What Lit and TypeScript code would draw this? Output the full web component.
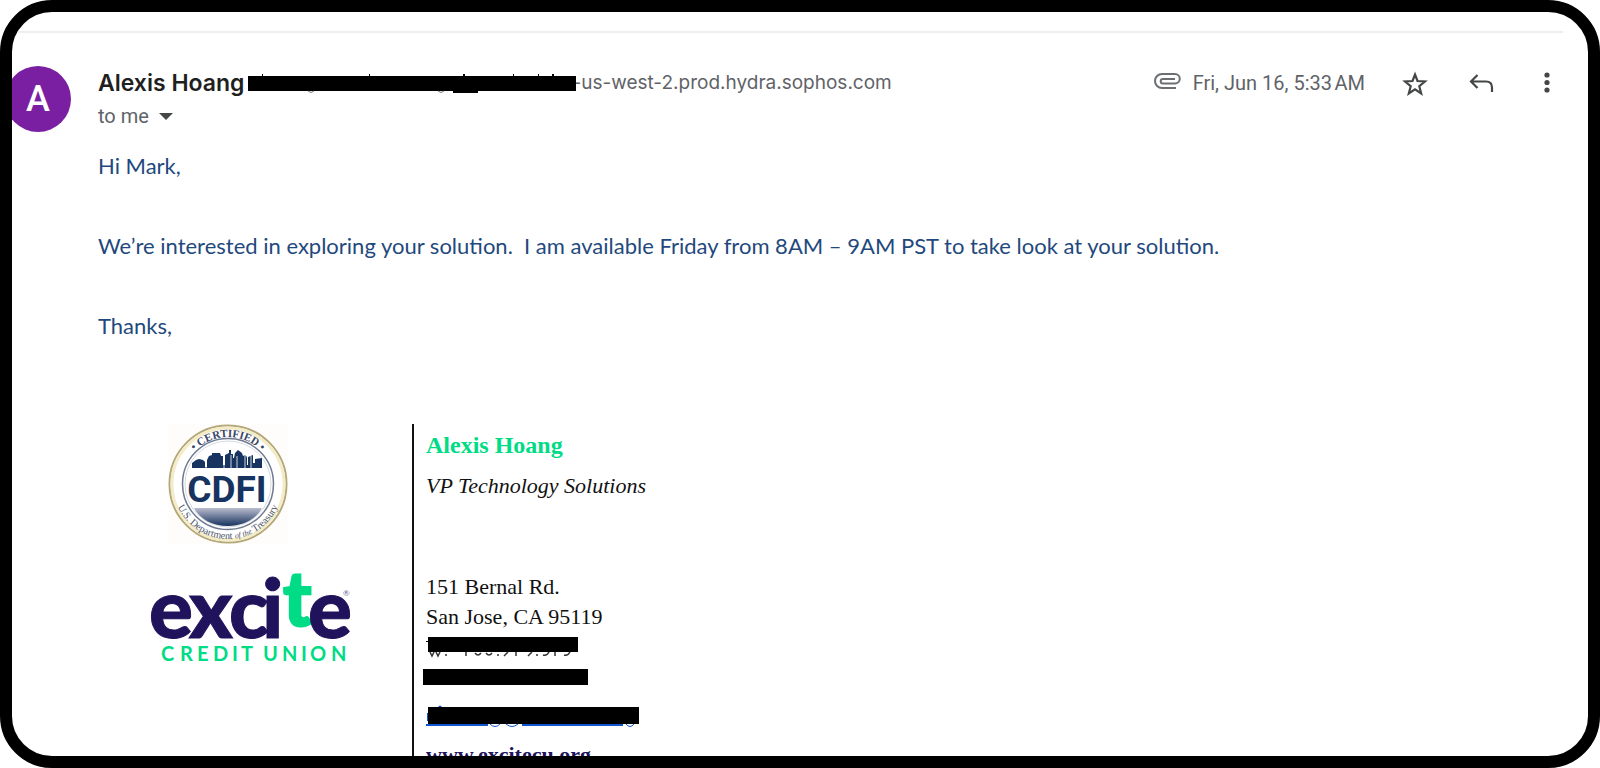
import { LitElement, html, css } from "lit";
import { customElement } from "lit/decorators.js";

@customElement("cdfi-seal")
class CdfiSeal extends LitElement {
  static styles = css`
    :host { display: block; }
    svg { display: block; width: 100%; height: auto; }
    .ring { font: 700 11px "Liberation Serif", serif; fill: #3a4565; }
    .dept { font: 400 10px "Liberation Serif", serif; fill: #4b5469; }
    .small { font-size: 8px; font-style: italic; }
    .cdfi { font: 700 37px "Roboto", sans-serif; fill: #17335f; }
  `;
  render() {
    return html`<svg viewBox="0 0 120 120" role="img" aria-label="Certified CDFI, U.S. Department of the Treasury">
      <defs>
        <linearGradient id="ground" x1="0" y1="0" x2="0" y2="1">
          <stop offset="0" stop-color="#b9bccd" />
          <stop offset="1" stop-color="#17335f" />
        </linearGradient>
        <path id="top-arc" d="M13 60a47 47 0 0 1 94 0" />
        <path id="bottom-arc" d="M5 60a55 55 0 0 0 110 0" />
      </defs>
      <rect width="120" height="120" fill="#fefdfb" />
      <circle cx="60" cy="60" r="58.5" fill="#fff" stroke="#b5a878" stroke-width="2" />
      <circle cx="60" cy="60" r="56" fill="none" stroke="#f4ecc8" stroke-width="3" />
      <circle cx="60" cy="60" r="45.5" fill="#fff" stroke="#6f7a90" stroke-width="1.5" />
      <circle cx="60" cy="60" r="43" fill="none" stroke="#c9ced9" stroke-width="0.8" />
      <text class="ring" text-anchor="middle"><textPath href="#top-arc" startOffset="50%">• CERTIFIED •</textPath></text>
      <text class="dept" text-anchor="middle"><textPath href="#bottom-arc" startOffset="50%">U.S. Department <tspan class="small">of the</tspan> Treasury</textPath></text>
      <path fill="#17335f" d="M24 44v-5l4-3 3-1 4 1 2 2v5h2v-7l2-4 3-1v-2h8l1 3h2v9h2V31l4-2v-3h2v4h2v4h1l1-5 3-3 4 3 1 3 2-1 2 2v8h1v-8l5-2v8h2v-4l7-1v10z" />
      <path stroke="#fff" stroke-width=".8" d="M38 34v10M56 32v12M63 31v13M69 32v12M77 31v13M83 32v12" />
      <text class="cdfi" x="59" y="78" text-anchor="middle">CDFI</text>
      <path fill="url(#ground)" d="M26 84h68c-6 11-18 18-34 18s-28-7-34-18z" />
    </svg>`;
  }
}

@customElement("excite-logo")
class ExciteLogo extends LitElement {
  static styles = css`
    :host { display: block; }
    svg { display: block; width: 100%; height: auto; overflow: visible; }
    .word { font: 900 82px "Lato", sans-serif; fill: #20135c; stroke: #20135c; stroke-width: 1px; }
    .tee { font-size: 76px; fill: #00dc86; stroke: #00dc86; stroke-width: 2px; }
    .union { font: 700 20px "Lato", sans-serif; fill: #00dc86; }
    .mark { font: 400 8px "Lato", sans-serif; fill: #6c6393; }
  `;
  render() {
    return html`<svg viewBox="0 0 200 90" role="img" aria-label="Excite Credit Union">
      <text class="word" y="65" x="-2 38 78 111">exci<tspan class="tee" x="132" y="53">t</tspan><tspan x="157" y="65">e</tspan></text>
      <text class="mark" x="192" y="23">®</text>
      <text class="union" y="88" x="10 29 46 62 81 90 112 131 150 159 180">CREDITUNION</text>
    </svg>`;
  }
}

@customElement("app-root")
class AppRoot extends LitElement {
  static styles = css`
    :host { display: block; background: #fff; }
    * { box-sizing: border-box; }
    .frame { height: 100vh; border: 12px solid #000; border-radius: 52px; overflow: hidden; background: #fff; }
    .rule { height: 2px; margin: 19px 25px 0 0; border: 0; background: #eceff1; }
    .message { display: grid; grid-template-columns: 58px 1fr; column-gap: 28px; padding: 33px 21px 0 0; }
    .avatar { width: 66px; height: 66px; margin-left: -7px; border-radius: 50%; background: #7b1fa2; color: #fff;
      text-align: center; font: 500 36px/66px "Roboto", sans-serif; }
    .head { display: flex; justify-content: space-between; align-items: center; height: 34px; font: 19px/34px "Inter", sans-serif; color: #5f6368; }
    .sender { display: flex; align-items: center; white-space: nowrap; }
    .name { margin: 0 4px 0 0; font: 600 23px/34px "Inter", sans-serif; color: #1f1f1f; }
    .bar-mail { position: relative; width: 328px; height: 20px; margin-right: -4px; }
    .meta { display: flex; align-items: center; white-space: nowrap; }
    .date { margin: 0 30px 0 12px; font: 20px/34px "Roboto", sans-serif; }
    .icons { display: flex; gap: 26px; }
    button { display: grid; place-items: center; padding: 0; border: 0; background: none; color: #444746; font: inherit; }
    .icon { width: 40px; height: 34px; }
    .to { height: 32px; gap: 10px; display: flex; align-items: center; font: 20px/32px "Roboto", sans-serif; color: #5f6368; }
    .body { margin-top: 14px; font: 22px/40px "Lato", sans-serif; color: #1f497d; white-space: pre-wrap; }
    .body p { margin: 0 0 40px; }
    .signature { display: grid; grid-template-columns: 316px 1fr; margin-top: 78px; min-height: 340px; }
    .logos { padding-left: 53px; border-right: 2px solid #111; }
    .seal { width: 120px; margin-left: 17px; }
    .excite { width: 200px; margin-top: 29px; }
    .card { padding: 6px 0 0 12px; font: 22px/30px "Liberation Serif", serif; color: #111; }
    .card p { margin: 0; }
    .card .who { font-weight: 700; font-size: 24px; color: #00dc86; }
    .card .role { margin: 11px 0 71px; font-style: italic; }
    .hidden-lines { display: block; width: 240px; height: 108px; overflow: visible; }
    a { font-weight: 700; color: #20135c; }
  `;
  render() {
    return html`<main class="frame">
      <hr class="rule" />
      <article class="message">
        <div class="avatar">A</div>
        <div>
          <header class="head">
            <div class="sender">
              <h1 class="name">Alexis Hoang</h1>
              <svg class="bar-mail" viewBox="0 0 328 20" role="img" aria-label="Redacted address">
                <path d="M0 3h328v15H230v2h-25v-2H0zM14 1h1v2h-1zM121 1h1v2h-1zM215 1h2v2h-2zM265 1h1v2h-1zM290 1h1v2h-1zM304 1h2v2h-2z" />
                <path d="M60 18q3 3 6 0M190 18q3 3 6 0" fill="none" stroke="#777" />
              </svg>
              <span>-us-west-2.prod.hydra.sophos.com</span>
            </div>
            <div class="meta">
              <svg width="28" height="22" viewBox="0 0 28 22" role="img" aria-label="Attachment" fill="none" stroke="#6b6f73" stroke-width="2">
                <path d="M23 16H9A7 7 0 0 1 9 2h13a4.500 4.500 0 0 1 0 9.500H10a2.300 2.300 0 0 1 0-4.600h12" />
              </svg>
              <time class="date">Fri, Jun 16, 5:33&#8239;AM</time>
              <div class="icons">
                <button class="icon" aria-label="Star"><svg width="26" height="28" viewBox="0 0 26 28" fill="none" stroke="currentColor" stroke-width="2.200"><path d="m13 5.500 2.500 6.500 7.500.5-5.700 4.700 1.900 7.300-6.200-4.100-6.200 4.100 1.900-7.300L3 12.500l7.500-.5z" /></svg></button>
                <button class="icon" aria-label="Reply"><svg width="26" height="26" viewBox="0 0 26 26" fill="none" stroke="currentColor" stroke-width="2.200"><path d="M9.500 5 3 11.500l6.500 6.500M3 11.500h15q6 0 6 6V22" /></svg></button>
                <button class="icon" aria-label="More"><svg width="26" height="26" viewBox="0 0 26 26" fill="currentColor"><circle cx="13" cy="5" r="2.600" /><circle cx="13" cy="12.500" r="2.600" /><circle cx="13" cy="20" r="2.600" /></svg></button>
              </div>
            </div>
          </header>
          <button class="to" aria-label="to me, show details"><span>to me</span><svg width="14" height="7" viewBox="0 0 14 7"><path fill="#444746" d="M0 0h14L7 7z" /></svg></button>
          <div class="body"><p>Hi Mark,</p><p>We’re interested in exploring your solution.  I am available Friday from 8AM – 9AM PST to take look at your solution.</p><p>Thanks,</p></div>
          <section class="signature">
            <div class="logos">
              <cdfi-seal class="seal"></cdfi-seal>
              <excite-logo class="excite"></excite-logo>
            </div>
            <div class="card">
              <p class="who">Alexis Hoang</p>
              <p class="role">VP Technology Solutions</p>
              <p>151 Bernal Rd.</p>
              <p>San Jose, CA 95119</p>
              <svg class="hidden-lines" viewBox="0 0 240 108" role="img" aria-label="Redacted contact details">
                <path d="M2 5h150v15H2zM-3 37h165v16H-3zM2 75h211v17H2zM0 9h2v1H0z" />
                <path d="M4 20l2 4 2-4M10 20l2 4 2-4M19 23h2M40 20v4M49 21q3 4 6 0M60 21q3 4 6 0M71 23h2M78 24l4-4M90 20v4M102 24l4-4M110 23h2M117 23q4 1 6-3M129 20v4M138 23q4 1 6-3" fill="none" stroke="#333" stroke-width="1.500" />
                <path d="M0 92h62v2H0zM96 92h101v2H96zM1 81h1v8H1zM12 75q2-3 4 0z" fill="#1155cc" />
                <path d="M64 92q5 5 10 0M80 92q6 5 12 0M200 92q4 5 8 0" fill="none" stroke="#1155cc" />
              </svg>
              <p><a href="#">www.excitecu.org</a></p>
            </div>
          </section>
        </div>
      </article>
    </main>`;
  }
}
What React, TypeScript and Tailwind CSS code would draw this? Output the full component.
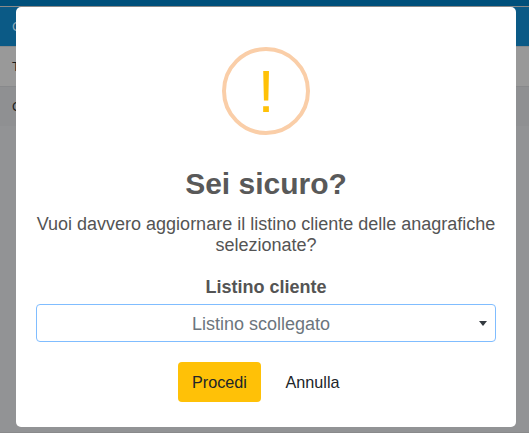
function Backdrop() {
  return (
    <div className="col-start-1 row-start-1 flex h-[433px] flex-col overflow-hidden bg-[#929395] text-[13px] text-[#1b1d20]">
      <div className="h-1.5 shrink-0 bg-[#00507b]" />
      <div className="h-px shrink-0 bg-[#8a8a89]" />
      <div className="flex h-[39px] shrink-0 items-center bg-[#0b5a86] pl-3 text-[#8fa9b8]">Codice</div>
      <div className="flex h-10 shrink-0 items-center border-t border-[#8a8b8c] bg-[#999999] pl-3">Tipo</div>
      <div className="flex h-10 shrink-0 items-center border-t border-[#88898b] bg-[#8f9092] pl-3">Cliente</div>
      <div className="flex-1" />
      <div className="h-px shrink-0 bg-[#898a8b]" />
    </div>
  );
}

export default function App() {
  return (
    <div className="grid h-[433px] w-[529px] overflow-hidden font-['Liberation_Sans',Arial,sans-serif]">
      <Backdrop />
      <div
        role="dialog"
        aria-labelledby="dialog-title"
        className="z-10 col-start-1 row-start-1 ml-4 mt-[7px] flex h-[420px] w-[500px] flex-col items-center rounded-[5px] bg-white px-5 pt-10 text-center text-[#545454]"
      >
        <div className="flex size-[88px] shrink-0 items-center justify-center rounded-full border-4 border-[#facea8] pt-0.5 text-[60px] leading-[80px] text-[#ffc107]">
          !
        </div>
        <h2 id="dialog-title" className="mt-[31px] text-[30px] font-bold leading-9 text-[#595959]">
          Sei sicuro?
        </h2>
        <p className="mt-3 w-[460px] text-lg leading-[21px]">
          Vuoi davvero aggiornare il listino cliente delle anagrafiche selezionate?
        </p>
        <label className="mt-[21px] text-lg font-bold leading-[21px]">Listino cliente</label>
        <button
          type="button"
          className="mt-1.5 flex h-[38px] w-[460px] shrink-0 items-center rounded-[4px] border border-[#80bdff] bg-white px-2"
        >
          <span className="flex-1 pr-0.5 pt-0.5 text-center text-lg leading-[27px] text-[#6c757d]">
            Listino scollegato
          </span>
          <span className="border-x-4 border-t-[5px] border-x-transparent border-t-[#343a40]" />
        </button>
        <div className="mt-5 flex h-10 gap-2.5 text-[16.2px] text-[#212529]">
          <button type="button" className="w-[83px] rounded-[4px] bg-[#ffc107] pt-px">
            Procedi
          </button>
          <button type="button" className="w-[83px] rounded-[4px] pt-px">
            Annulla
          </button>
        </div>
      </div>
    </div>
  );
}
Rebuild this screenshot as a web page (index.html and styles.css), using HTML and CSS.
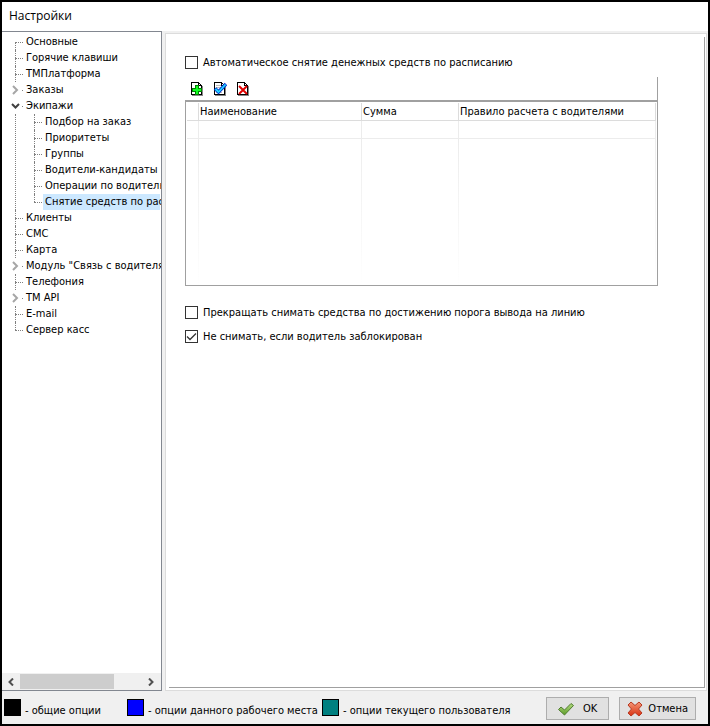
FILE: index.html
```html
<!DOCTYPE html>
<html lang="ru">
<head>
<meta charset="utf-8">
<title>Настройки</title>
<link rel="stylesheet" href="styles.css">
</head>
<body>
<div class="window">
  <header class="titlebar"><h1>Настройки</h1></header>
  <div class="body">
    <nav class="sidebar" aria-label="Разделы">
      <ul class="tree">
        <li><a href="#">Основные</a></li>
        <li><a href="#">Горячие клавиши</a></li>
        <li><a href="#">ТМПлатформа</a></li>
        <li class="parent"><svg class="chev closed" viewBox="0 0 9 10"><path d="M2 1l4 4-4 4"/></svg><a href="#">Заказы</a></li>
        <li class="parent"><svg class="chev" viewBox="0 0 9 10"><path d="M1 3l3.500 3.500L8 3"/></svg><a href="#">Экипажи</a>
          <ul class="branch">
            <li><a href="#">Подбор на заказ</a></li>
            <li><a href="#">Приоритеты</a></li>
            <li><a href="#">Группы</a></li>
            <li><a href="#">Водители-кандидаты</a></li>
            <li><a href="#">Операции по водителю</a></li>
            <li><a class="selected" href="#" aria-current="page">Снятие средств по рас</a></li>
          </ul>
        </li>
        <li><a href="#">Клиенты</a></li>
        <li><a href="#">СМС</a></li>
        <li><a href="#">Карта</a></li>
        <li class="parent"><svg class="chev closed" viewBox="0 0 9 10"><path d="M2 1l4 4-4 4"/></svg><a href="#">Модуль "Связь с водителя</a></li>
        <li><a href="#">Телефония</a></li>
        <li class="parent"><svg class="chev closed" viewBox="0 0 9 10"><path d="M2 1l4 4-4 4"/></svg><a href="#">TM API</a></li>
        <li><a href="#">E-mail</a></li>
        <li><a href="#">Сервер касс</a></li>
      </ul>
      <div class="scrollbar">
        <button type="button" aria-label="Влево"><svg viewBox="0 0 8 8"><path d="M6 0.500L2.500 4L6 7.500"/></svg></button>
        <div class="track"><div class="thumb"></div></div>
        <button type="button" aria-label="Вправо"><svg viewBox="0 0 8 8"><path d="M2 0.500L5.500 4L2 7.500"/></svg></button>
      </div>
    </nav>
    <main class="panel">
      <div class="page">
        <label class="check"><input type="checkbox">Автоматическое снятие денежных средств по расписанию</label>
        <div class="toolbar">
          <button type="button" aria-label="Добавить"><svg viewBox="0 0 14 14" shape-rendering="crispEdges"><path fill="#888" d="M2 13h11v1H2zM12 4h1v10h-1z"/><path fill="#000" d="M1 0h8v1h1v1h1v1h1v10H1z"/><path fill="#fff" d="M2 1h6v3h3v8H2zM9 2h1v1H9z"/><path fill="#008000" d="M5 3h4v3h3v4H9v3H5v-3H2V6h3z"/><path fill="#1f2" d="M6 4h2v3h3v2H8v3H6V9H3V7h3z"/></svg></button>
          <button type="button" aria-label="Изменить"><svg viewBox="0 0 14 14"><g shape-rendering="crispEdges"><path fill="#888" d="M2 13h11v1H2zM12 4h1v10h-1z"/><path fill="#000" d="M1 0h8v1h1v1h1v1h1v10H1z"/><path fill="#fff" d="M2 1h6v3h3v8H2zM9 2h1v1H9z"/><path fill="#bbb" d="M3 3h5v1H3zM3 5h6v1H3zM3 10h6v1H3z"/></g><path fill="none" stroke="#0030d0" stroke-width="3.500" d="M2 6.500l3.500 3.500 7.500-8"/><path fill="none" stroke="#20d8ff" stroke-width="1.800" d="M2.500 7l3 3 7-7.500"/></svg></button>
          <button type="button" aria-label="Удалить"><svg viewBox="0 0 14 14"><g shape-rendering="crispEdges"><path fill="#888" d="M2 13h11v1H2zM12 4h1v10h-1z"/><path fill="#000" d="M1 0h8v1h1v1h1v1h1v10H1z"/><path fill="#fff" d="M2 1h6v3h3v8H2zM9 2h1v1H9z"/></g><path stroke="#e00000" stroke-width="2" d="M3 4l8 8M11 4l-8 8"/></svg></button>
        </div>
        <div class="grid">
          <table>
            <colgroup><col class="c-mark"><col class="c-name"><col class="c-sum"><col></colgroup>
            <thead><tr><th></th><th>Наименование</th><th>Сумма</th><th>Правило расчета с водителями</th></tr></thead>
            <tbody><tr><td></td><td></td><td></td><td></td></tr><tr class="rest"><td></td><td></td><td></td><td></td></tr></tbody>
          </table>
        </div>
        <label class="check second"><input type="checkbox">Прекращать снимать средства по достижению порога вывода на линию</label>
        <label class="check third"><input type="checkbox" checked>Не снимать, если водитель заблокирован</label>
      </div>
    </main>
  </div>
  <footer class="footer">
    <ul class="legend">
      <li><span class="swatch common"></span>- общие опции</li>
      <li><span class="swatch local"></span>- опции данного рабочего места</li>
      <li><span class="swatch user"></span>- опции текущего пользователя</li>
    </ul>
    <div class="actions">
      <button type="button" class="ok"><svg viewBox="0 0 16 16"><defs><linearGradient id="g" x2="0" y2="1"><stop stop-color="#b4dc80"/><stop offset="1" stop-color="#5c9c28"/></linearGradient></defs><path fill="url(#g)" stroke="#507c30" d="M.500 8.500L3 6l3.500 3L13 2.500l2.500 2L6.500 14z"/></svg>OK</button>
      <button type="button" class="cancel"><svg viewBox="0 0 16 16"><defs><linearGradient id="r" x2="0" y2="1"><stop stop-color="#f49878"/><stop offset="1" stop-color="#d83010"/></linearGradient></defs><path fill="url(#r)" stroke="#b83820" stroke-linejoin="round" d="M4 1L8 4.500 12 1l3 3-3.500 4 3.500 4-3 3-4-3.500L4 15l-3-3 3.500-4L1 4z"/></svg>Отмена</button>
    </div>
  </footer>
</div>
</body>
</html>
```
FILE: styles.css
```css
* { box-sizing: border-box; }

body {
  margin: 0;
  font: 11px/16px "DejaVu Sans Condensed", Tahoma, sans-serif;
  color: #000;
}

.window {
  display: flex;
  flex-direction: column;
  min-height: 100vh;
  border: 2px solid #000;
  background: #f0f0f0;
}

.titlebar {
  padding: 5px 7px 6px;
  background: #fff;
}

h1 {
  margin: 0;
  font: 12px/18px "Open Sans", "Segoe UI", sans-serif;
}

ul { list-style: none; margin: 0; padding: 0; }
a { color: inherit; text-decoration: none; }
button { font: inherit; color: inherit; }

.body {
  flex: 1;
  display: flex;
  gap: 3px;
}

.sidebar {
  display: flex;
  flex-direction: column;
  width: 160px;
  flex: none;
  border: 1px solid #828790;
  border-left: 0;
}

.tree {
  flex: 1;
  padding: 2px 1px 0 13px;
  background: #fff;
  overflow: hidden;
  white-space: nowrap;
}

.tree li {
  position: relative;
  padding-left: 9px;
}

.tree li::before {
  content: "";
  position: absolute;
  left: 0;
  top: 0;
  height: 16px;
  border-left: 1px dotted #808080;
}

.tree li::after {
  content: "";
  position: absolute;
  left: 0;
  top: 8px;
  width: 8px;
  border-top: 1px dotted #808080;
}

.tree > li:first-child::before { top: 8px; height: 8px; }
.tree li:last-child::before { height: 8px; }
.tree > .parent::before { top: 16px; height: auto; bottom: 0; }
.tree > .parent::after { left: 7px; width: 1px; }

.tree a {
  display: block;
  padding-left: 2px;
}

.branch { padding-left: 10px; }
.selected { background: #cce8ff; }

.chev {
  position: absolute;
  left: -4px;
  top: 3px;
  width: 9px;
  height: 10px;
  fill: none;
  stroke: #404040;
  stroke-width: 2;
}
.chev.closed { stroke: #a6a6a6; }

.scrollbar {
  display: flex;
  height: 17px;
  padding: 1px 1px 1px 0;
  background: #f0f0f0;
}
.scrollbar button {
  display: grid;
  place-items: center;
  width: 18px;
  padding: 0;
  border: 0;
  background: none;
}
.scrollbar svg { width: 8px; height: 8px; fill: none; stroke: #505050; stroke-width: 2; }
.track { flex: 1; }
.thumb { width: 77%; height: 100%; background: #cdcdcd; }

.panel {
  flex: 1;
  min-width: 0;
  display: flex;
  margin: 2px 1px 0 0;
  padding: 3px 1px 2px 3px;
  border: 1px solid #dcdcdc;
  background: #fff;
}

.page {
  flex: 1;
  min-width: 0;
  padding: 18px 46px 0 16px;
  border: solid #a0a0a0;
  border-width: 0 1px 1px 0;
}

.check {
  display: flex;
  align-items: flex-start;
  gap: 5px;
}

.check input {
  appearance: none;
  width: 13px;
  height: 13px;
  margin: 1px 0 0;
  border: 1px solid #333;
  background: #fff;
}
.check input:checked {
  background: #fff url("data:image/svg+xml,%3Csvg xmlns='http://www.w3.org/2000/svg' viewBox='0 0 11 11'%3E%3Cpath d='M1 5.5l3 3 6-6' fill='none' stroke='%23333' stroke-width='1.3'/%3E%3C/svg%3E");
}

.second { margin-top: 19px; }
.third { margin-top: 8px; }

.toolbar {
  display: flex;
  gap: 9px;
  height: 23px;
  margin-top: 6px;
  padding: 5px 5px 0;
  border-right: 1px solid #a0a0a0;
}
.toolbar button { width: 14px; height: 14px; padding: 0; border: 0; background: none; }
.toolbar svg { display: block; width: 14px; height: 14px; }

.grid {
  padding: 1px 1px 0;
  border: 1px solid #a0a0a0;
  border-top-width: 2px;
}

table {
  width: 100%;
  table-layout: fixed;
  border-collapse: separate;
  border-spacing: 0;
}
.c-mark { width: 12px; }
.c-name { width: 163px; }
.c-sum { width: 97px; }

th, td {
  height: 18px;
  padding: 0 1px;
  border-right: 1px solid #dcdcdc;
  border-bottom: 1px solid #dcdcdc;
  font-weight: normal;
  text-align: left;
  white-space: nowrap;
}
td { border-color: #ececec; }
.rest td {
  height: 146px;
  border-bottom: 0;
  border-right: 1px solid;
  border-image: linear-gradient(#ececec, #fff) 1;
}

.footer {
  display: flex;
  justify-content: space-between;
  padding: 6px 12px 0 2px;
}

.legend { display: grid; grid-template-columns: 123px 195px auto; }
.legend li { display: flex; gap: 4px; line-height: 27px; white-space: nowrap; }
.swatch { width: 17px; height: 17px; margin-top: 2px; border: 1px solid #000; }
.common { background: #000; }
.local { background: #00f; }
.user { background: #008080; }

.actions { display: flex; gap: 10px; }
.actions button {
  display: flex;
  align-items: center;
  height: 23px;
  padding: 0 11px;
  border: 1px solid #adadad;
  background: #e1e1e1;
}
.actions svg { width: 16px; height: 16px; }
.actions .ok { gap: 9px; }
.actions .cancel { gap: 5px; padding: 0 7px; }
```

[Description of the task] Copy all lines from the listing that contain "What".

[The reply]
What Lit and TypeScript code would draw this? Output the full web component.
What React, TypeScript and Tailwind CSS code would draw this? Output the full component.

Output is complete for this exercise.